GOVERNMENT now owes $62 million in cadetship fees to all institutions of higher learning, Parliament heard last week.

BY VENERANDA LANGA

Higher and Tertiary Education, Science and Technology deputy minister Godfrey Gandawa
Higher and Tertiary Education, Science and Technology deputy minister Godfrey Gandawa

Higher Education deputy minister Godfrey Gandawa told the National Assembly during the question-and-answer session that there were challenges within the cadetship scheme due to the failure by government to get funds to support the scheme.

Gandawa was responding to a question by Bulawayo East MP Thabitha Khumalo (MDC-T), who had asked him to explain the fate of students on cadetship since the ministry had failed to pay their fees.

“I concur with Honourable Khumalo that we have challenges in the payment of the cadetship fees and to date, our institutions of higher learning are owed $62 million by government across all institutions. As government, we have engaged our counterparts in the Ministry of Finance and Economic Development because it is Treasury’s duty to pay,” Gandawa said.

He told MPs that government had embarked on a payment plan to offset the debt.

“We have engaged Treasury and they are now paying $30 000 every month to the institutions, and they spread it across so that at least they cushion the institutions until the whole debt is cleared. We know the amount that is being paid per month is not as much as we would like, but as government, we appreciate the problems that we have and we assure the intervention that has been made will mitigate against the challenges that the institutions are facing,” the deputy minister said.

Gokwe MP Dorothy Mhangami (Zanu PF) then asked Gandawa to explain why the exorbitant fees paid by students ended up paying university staff salaries, to which the deputy minister retorted by claiming Zimbabwe had the lowest rates in university fees and accommodation.

“People should appreciate that we are the lowest in terms of fees. Our fees at the university are $350 tuition fees for general programmes and $450 for the sciences excluding accommodation,” said Gandawa.

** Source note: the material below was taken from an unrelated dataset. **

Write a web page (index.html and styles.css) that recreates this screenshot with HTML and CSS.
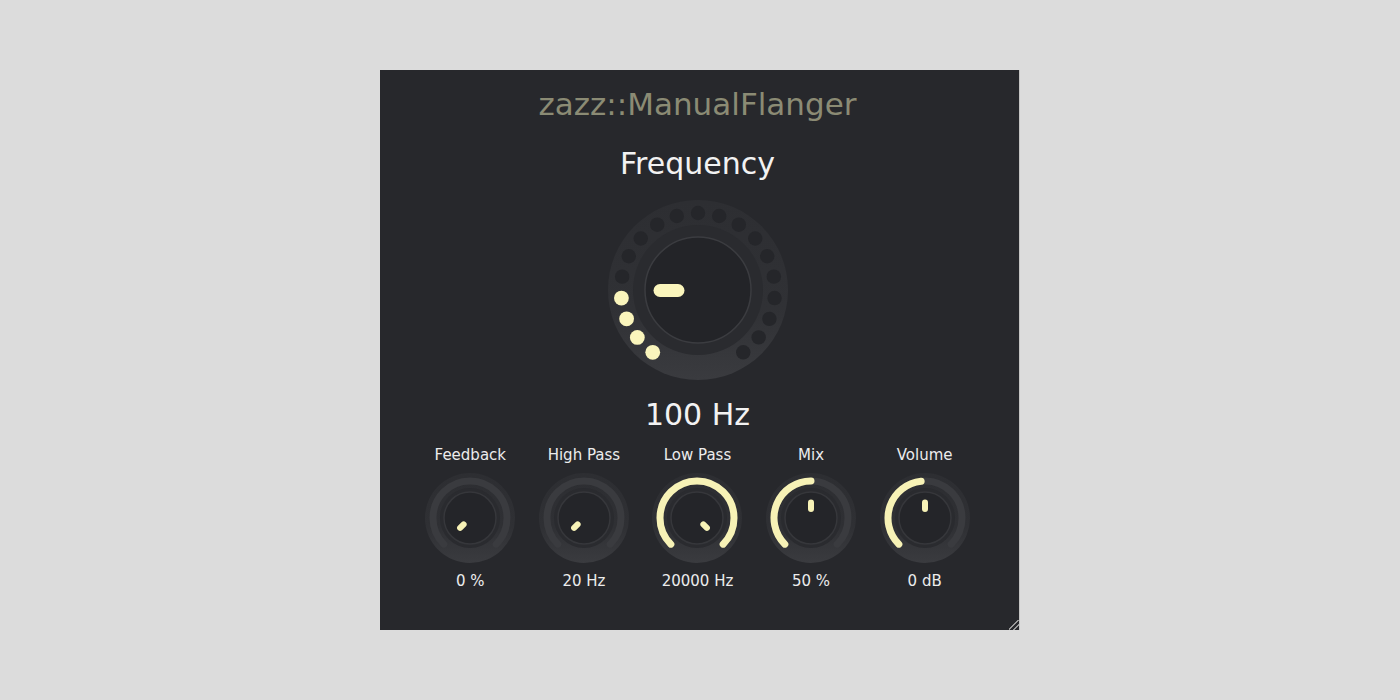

He said the Finance ministry had been failing to allocate funds to all institutions of higher learning resulting in fees being diverted to operations including salaries for lecturers.

“Everything that you see happening in our institutions of higher learning, be it polytechnics, teachers’ colleges as well as universities, is managed from the tuition fees that the students are paying to our institutions,” he said.